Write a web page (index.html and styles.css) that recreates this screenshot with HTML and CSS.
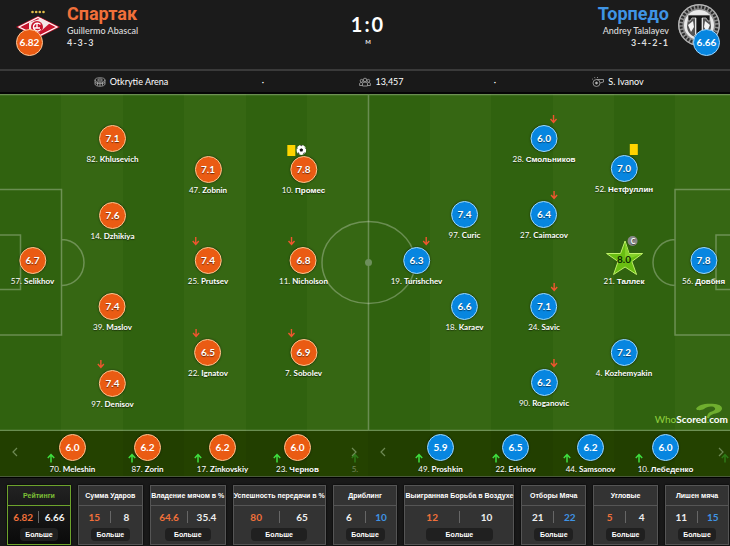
FILE: index.html
```html
<!DOCTYPE html>
<html lang="ru">
<head>
<meta charset="utf-8">
<meta name="viewport" content="width=device-width, initial-scale=1">
<title>Спартак 1:0 Торпедо</title>
<link rel="stylesheet" href="styles.css">
</head>
<body>
<svg class="defs" aria-hidden="true">
  <symbol id="down" viewBox="0 0 8 10"><path d="M4 1v7M1 5l3 3.500 3-3.500" fill="none" stroke="#f0552f" stroke-width="1.400"/></symbol>
  <symbol id="up" viewBox="0 0 8 10"><path d="M4 9.500V2M.8 5L4 1.500 7.200 5" fill="none" stroke="#3fe03f" stroke-width="1.500"/></symbol>
  <symbol id="ball" viewBox="0 0 10 10"><circle cx="5" cy="5" r="4.900" fill="#fff"/><path d="M5 3.200l1.800 1.300-.7 2.100H3.900l-.7-2.100zM3.600.3L5 1.200 6.400.3zM.1 4.300l1.200-.7.300-1.700zM9.900 4.300l-1.200-.7-.3-1.700zM1.700 8.400l.3-1.500 1.500 2.600zM8.300 8.400L8 6.900 6.500 9.500z" fill="#111"/></symbol>
  <symbol id="prev" viewBox="0 0 6 10"><path d="M5 1L1 5l4 4" fill="none" stroke="#6f8a54" stroke-width="1.200"/></symbol>
  <symbol id="next" viewBox="0 0 6 10"><path d="M1 1l4 4-4 4" fill="none" stroke="#6f8a54" stroke-width="1.200"/></symbol>
</svg>

<header class="head">
  <div class="team home">
    <div class="crest">
      <svg viewBox="0 0 46 46" aria-label="Спартак">
        <g fill="#e2bd4a"><circle cx="17.500" cy="8" r="1.300"/><circle cx="21.200" cy="8" r="1.300"/><circle cx="24.800" cy="8" r="1.300"/><circle cx="28.500" cy="8" r="1.300"/></g>
        <path d="M1 23L23 12l22 11-22 11z" fill="#c8142d"/>
        <path d="M4 23l19-9.500L42 23l-19 9.500z" fill="none" stroke="#fff" stroke-width="1.200"/>
        <path d="M14 18.500l12-4 9 4.500-14 12.500-7-3.500z" fill="#f3e6e6"/>
        <circle cx="22" cy="23" r="6" fill="#c8142d"/>
        <path d="M25.500 20.500a4 4 0 1 0 .2 4.800M19 24h6M22 19.500v5" fill="none" stroke="#fff" stroke-width="1.300"/>
      </svg>
      <span class="badge">6.82</span>
    </div>
    <div class="who"><h2>Спартак</h2><p>Guillermo Abascal</p><p class="form">4-3-3</p></div>
  </div>
  <div class="score"><strong>1:0</strong><span>м</span></div>
  <div class="team away">
    <div class="who"><h2>Торпедо</h2><p>Andrey Talalayev</p><p class="form">3-4-2-1</p></div>
    <div class="crest">
      <svg viewBox="0 0 46 46" aria-label="Торпедо">
        <circle cx="23" cy="21" r="21" fill="#8d8d8d"/>
        <circle cx="23" cy="21" r="18" fill="none" stroke="#2b2b2b" stroke-width="3" stroke-dasharray="2 1.500"/>
        <circle cx="23" cy="21" r="20.300" fill="none" stroke="#bdbdbd" stroke-width="1"/>
        <circle cx="23" cy="21" r="15" fill="#e9e9e9"/>
        <path d="M12 15c2-3 5-4 7-4v22c-5-2-8-6-8-11zM34 15c-2-3-5-4-7-4v22c5-2 8-6 8-11z" fill="#555"/>
        <path d="M12 21l5-4 1 6-3 5zM34 21l-5-4-1 6 3 5z" fill="#f4f4f4"/>
        <path d="M12 11h22v6h-2l-2-3h-4v16l2 2v2h-10v-2l2-2V14h-4l-2 3h-2z" fill="#161616" stroke="#ddd" stroke-width=".7"/>
      </svg>
      <span class="badge">6.66</span>
    </div>
  </div>
</header>

<section class="info">
  <span class="fact"><svg viewBox="0 0 12 10"><ellipse cx="6" cy="3" rx="5" ry="2.200"/><ellipse cx="6" cy="3" rx="2.500" ry="1"/><path d="M1 3v4c0 3 10 3 10 0V3M3.500 5v3.500M8.500 5v3.500M6 5.500V9M1 5.500c2 1.600 8 1.600 10 0"/></svg>Otkrytie Arena</span>
  <span>·</span>
  <span class="fact"><svg viewBox="0 0 12 10"><circle cx="6" cy="3" r="1.800"/><circle cx="2.600" cy="3.800" r="1.400"/><circle cx="9.400" cy="3.800" r="1.400"/><path d="M3.500 9V7c0-2.500 5-2.500 5 0v2zM3.200 8.500H.6V7c0-1.500 1.500-2 2.900-1M8.800 8.500h2.600V7c0-1.500-1.500-2-2.900-1"/></svg>13,457</span>
  <span>·</span>
  <span class="fact"><svg viewBox="0 0 12 10"><circle cx="4.500" cy="6" r="3.500"/><circle cx="4.500" cy="6" r="1" fill="#ccc"/><path d="M4.500 2.500h7v2.500L8 6M3 1.200L2.500.2M5.500 1V0M1 2.500l-.8-.6"/></svg>S. Ivanov</span>
</section>

<main class="pitch">
  <svg class="lines" viewBox="0 0 730 337" preserveAspectRatio="none" aria-hidden="true">
    <g fill="none" stroke="#fff" stroke-opacity=".28" stroke-width="1.500">
      <path d="M0 .5h730M0 336.500h730M368.500 0v337"/>
      <path d="M0 95.500h61.500v145.500H0M0 141h20.500v54.500H0M62 145.500a22 23 0 0 1 0 46"/>
      <path d="M730 95.500h-55v145.500h55M730 141h-14v54.500h14M675 145.500a22 23 0 0 0 0 46"/>
      <ellipse cx="368.500" cy="168.500" rx="46.500" ry="41"/>
    </g>
    <circle cx="368.500" cy="168.500" r="3.500" fill="#6d8f5c"/>
  </svg>

  <div class="player home" style="--x:32.5;--y:166"><b>6.7</b><p>57. <strong>Selikhov</strong></p></div>
  <div class="player home" style="--x:112.5;--y:44"><b>7.1</b><p>82. <strong>Khlusevich</strong></p></div>
  <div class="player home" style="--x:112.5;--y:121"><b>7.6</b><p>14. <strong>Dzhikiya</strong></p></div>
  <div class="player home" style="--x:112.5;--y:212"><b>7.4</b><p>39. <strong>Maslov</strong></p></div>
  <div class="player home" style="--x:112.5;--y:289"><span class="marks"><svg class="arrow"><use href="#down"/></svg></span><b>7.4</b><p>97. <strong>Denisov</strong></p></div>
  <div class="player home" style="--x:208;--y:75"><b>7.1</b><p>47. <strong>Zobnin</strong></p></div>
  <div class="player home" style="--x:208;--y:166"><span class="marks"><svg class="arrow"><use href="#down"/></svg></span><b>7.4</b><p>25. <strong>Prutsev</strong></p></div>
  <div class="player home" style="--x:208;--y:258"><span class="marks"><svg class="arrow"><use href="#down"/></svg></span><b>6.5</b><p>22. <strong>Ignatov</strong></p></div>
  <div class="player home" style="--x:303.5;--y:75"><span class="marks"><i class="card"></i><svg class="ball"><use href="#ball"/></svg></span><b>7.8</b><p>10. <strong class="cyr">Промес</strong></p></div>
  <div class="player home" style="--x:303.5;--y:166"><span class="marks"><svg class="arrow"><use href="#down"/></svg></span><b>6.8</b><p>11. <strong>Nicholson</strong></p></div>
  <div class="player home" style="--x:303.5;--y:258"><span class="marks"><svg class="arrow"><use href="#down"/></svg></span><b>6.9</b><p>7. <strong>Sobolev</strong></p></div>

  <div class="player away" style="--x:703.5;--y:166"><b>7.8</b><p>56. <strong class="cyr">Довбня</strong></p></div>
  <div class="player away" style="--x:624;--y:74"><span class="marks"><i class="card"></i></span><b>7.0</b><p>52. <strong class="cyr">Нетфуллин</strong></p></div>
  <div class="player away" style="--x:624;--y:166"><span class="marks captain"><i>C</i></span><b class="star"><svg viewBox="0 0 38 36"><path d="M19.500 1l4 12.500H37L26.300 21.500 31 34.500 19.500 27 8 34.500 12.500 21.500 1 13.500h14z" fill="#69bd12" stroke="#c0f06a" stroke-width="1"/><path d="M19.500 2l4 12H36L19.500 20z" fill="#85d12a"/></svg><span>8.0</span></b><p>21. <strong class="cyr">Таллек</strong></p></div>
  <div class="player away" style="--x:624;--y:258"><b>7.2</b><p>4. <strong>Kozhemyakin</strong></p></div>
  <div class="player away" style="--x:544;--y:44"><span class="marks"><svg class="arrow"><use href="#down"/></svg></span><b>6.0</b><p>28. <strong class="cyr">Смольников</strong></p></div>
  <div class="player away" style="--x:544;--y:120"><span class="marks"><svg class="arrow"><use href="#down"/></svg></span><b>6.4</b><p>27. <strong>Caimacov</strong></p></div>
  <div class="player away" style="--x:544;--y:212"><span class="marks"><svg class="arrow"><use href="#down"/></svg></span><b>7.1</b><p>24. <strong>Savic</strong></p></div>
  <div class="player away" style="--x:544;--y:288"><span class="marks"><svg class="arrow"><use href="#down"/></svg></span><b>6.2</b><p>90. <strong>Roganovic</strong></p></div>
  <div class="player away" style="--x:464.5;--y:120"><b>7.4</b><p>97. <strong>Curic</strong></p></div>
  <div class="player away" style="--x:464.5;--y:212"><b>6.6</b><p>18. <strong>Karaev</strong></p></div>
  <div class="player away" style="--x:416.5;--y:166"><span class="marks"><svg class="arrow"><use href="#down"/></svg></span><b>6.3</b><p>19. <strong>Turishchev</strong></p></div>

  <div class="brand">
    <svg viewBox="0 0 28 20" aria-hidden="true"><path d="M1 6C3 1 12 0 20 1c9 1 9 7 2 9-4 1.200-7 1.500-8 5h-2c0-5 3-6 6-7 3-.8 3-4-1-4.500-3-.3-6 .5-8 2.500C7 7 3 8 1 6z" fill="#6fae2e"/></svg>
    <span><em>Who</em>Scored<em>.</em>com</span>
  </div>
</main>

<section class="bench">
  <div class="subs home">
    <button aria-label="Назад"><svg><use href="#prev"/></svg></button>
    <ul>
      <li><b>6.0</b><p><svg class="arrow"><use href="#up"/></svg>70. <strong>Meleshin</strong></p></li>
      <li><b>6.2</b><p><svg class="arrow"><use href="#up"/></svg>87. <strong>Zorin</strong></p></li>
      <li><b>6.2</b><p><svg class="arrow"><use href="#up"/></svg>17. <strong>Zinkovskiy</strong></p></li>
      <li><b>6.0</b><p><svg class="arrow"><use href="#up"/></svg>23. <strong class="cyr">Чернов</strong></p></li>
    </ul>
    <button aria-label="Вперёд"><svg><use href="#next"/></svg><span class="peek"><svg class="arrow"><use href="#up"/></svg>5.</span></button>
  </div>
  <div class="subs away">
    <button aria-label="Назад"><svg><use href="#prev"/></svg></button>
    <ul>
      <li><b>5.9</b><p><svg class="arrow"><use href="#up"/></svg>49. <strong>Proshkin</strong></p></li>
      <li><b>6.5</b><p><svg class="arrow"><use href="#up"/></svg>22. <strong>Erkinov</strong></p></li>
      <li><b>6.2</b><p><svg class="arrow"><use href="#up"/></svg>44. <strong>Samsonov</strong></p></li>
      <li><b>6.0</b><p><svg class="arrow"><use href="#up"/></svg>10. <strong class="cyr">Лебеденко</strong></p></li>
    </ul>
    <button aria-label="Вперёд"><svg><use href="#next"/></svg><span class="peek"><svg class="arrow"><use href="#up"/></svg></span></button>
  </div>
</section>

<section class="stats">
  <article class="active"><h3>Рейтинги</h3><div><span class="h">6.82</span><span>6.66</span></div><button>Больше</button></article>
  <article><h3>Сумма Ударов</h3><div><span class="h">15</span><span>8</span></div><button>Больше</button></article>
  <article><h3>Владение мячом в %</h3><div><span class="h">64.6</span><span>35.4</span></div><button>Больше</button></article>
  <article><h3>Успешность передачи в %</h3><div><span class="h">80</span><span>65</span></div><button>Больше</button></article>
  <article><h3>Дриблинг</h3><div><span>6</span><span class="a">10</span></div><button>Больше</button></article>
  <article><h3>Выигранная Борьба в Воздухе</h3><div><span class="h">12</span><span>10</span></div><button>Больше</button></article>
  <article><h3>Отборы Мяча</h3><div><span>21</span><span class="a">22</span></div><button>Больше</button></article>
  <article><h3>Угловые</h3><div><span class="h">5</span><span>4</span></div><button>Больше</button></article>
  <article><h3>Лишен мяча</h3><div><span>11</span><span class="a">15</span></div><button>Больше</button></article>
</section>
</body>
</html>
```
FILE: styles.css
```css
* { box-sizing: border-box; margin: 0; padding: 0; }
body {
  background: #191919;
  color: #fff;
  font: 9px/12px Lato, "Liberation Sans", sans-serif;
  overflow-x: hidden;
}
button { font: inherit; color: inherit; border: 0; background: none; cursor: pointer; }
.defs { display: none; }
.cyr { font-family: "Liberation Sans", sans-serif; }

.head {
  display: grid;
  grid-template-columns: 1fr auto 1fr;
  height: 69px;
  background: #1b1b1b;
}
.team { display: flex; gap: 6px; padding: 4px 8px 0 15px; }
.team.away { justify-content: flex-end; gap: 7px; }
.away .who { text-align: right; }
.crest { position: relative; width: 46px; height: 46px; }
.crest svg { display: block; width: 46px; height: 46px; }
.badge {
  position: absolute;
  left: 1px;
  top: 25px;
  width: 27px;
  height: 27px;
  border: 1px solid #ffc79a;
  border-radius: 50%;
  background: #ea5b13;
  font: bold 10px/25px Lato, sans-serif;
  text-align: center;
}
.away .badge { left: 17px; background: #0786e0; border-color: #9fd6ff; }
.who { padding-top: 1px; color: #ddd; }
.who h2 { font: bold 18px/18px Roboto, sans-serif; margin-bottom: 2px; color: #f0703a; }
.away .who h2 { color: #3f94e4; }
.who p { font-weight: 500; }
.who .form { letter-spacing: 1px; font-weight: bold; }
.score { padding: 12px 0 0 6px; display: flex; flex-direction: column; align-items: center; }
.score strong { font-size: 20px; line-height: 24px; letter-spacing: 2px; }
.score span { font-size: 8px; line-height: 10px; }

.info {
  display: grid;
  grid-template-columns: 257fr 12fr 220fr 12fr 229fr;
  justify-items: center;
  align-items: center;
  height: 25px;
  border-top: 2px solid #3a3a3a;
  border-bottom: 2px solid #050505;
}
.fact { display: flex; align-items: center; gap: 4px; padding-left: 5px; }
.fact svg { width: 12px; height: 10px; fill: none; stroke: #aaa; stroke-width: .8; }

.pitch {
  position: relative;
  aspect-ratio: 730 / 337;
  background: repeating-linear-gradient(90deg, #30620f 0 8.41%, #366713 8.41% 16.82%);
}
.lines { display: block; width: 100%; height: 100%; }
.player {
  position: absolute;
  left: calc(var(--x) / 730 * 100%);
  top: calc(var(--y) / 337 * 100%);
  display: flex;
  flex-direction: column;
  align-items: center;
  gap: 1px;
  transform: translate(-50%, -13px);
  white-space: nowrap;
  text-shadow: 0 1px 1px #0008;
}
.player p, .subs p { font-size: 8px; }
.player b, .subs b {
  display: block;
  width: 27px;
  height: 27px;
  border: 1px solid #ffc98f;
  border-radius: 50%;
  background: #ea5b13;
  box-shadow: 0 0 2px #0009;
  font-size: 10px;
  line-height: 25px;
  text-align: center;
}
.player.away b, .subs.away b { background: #0786e0; border-color: #9fdcff; }
.player.away b.star { position: relative; background: none; border: 0; box-shadow: none; color: #0c2a00; text-shadow: none; }
.star svg { position: absolute; left: -5px; top: -7px; width: 38px; height: 36px; }
.star span { position: relative; }
.marks {
  position: absolute;
  left: 50%;
  top: -11px;
  display: flex;
  gap: 1px;
  margin-left: -16px;
}
.away .marks { left: auto; right: 50%; margin: 0 -14px 0 0; }
.arrow { width: 8px; height: 10px; }
.ball { width: 10px; height: 10px; }
.card { width: 8px; height: 11px; background: #ffd400; }
.captain { z-index: 1; }
.captain i {
  width: 10px;
  height: 10px;
  border-radius: 50%;
  background: #888;
  font: bold 7px/10px Lato, sans-serif;
  text-align: center;
}
.brand { position: absolute; right: 2px; bottom: 6px; font-size: 10px; font-weight: bold; }
.brand svg { position: absolute; right: 5px; bottom: 2px; width: 28px; height: 20px; }
.brand span { position: relative; }
.brand em { font-style: normal; font-weight: normal; color: #8fd03e; }

.bench {
  display: grid;
  grid-template-columns: 368fr 362fr;
  height: 46px;
  border-bottom: 1px solid #4a5a3a;
  background: repeating-linear-gradient(90deg, #223f00 0 8.41%, #244200 8.41% 16.82%);
}
.subs { display: flex; padding-right: 3px; }
.subs.away { padding-right: 0; }
.subs ul { display: flex; flex: 1; list-style: none; }
.subs li { flex: 1; display: flex; flex-direction: column; align-items: center; padding-top: 3px; }
.subs p { position: relative; white-space: nowrap; margin-top: 2px; text-shadow: 0 1px 1px #0008; }
.subs p .arrow { position: absolute; left: -3px; top: -10px; }
.subs button { position: relative; width: 30px; }
.subs button:first-child { width: 35px; padding-right: 5px; }
.subs.home button:last-child { padding-left: 8px; }
.subs.away button:last-child { padding-left: 9px; width: 27px; }
.subs button > svg { width: 6px; height: 10px; }
.peek { position: absolute; right: 6px; bottom: 1px; opacity: .35; display: flex; flex-direction: column; align-items: center; font-size: 8px; }
.subs.away .peek { right: 1px; bottom: 13px; }

.stats {
  display: grid;
  grid-template-columns: 64fr 65fr 76fr 93fr 65fr 110fr 65fr 65fr 64fr;
  gap: 7px;
  padding: 7px 1px 2px 7px;
  border-top: 1px solid #000;
}
.stats article {
  display: flex;
  flex-direction: column;
  align-items: center;
  height: 60px;
  min-width: 0;
  border: 1px solid #555;
  background: #333;
  box-shadow: 0 0 2px #000;
}
.stats h3 {
  align-self: stretch;
  border-bottom: 1px solid #555;
  font: bold 7px/19px "Liberation Sans", sans-serif;
  text-align: center;
  white-space: nowrap;
}
.stats div { display: flex; align-self: stretch; margin: 5px 0; }
.stats div span { flex: 1; text-align: center; font-weight: bold; font-size: 10px; line-height: 12px; color: #eee; }
.stats div span + span { border-left: 1px solid #666; }
.stats div .h { color: #f0703a; }
.stats div .a { color: #3f94e4; }
.stats button {
  width: 62%;
  height: 13px;
  border-radius: 4px;
  background: #202020;
  font: bold 7px/13px "Liberation Sans", sans-serif;
}
.stats .active { border-color: #6da32c; background: linear-gradient(#222, #0a0a0a); }
.stats .active h3 { color: #7dc036; border-color: #6da32c; }
```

## Stated goal
In the listing, find every line with the word "index" and state how many there are, nothing more.

## The answer
3